Ma l’arresto di Grégoire e la “pista russa” proclamata dal SBU (peraltro praticamente ignorata dai media francesi), hanno lasciato un po’ in ombra un fatto pressapoco contemporaneo che per alcuni, in Ucraina, rilancia quella stessa “pista” in funzione “nazionale”. Si tratta dell’intervista di Nadezhda Savchenko a “Radio-Era”, in cui l’ex Jeanne d’Arc ha invitato Kiev a confermare le sanzioni contro Mosca, ma a sedersi al tavolo delle trattative con le repubbliche del Donbass, avviando con esse un dialogo diretto, al di fuori degli accordi di Minsk. “Io, come deputato” ha detto Nadja, “sono pronta a parlare con loro. Terzo passo: proviamo a sorriderci reciprocamente e tutto si sistemerà”. Questa sarebbe la “prova provata” di quanto sostenuto dai suoi fans al momento dell’arrivo a Kiev, lo scorso 25 maggio: la vera Nadja sarebbe morta in prigione e Mosca avrebbe spedito in Ucraina un sosia quale agente provocatore. A parte la petizione lanciata sul sito presidenziale per nominare la Savchenko ambasciatore ucraino a Mosca (!), sembra che l’aviatrice condannata per l’assassinio dei giornalisti russi Igor Korneljuk e Anton Vološin e graziata da Vladimir Putin lo scorso 25 maggio abbia ricevuto non poche minacce in patria, tanto che, in sua difesa, è dovuta intervenire la sorella, ricordando pubblicamente “il vero ruolo di aggressore dei moskali”: i russi.

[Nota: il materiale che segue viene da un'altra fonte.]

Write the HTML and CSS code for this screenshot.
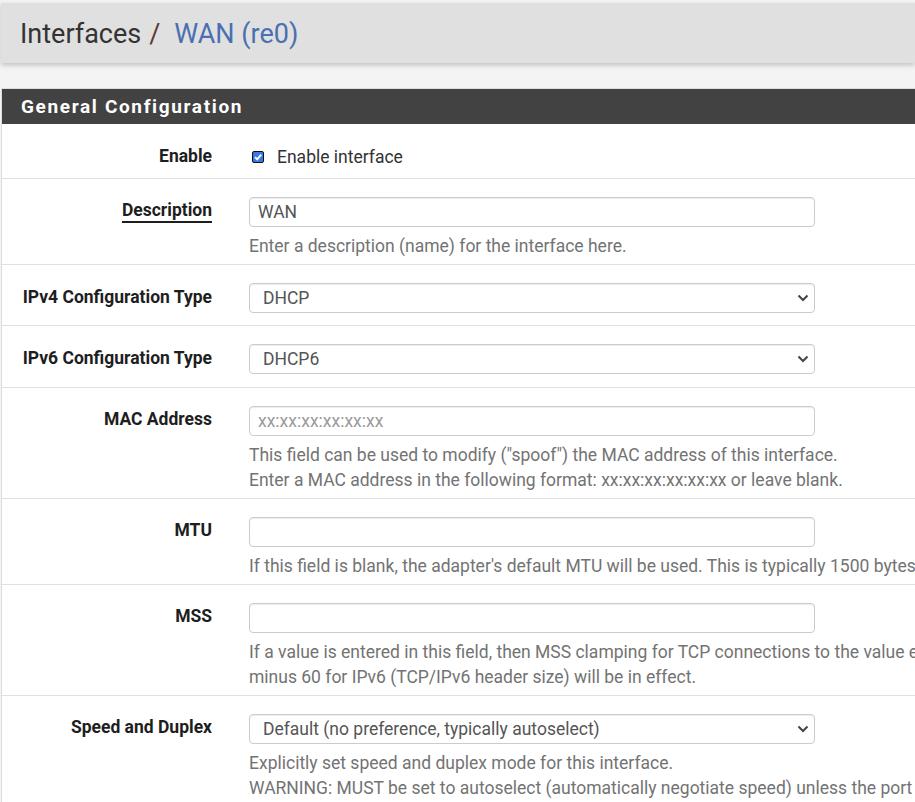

La proposta di Savchenko non ha sollevato alcuno scandalo proprio nel Donbass: il rappresentante della Repubblica popolare di Donetsk ai colloqui di Minsk, Denis Pushilin, ha dichiarato che la DNR è pronta ad avviare il dialogo, se Poroshenko fornirà a Savchenko tutti i pieni poteri necessari. E’ comunque “molto strano” ha detto Pushilin, “che tali idee, quali necessità del dialogo, inutilità della guerra e il resto, vengano proprio da Savchenko. Di fatto, vediamo che spesso manca a Kiev la semplice volontà politica. Se questa non mancherà a Savchenko, lei sarà dotata dei pieni poteri e tutti, a livello giuridico, potremo arrivare a qualche conclusione, sarà già un piccolo progresso”.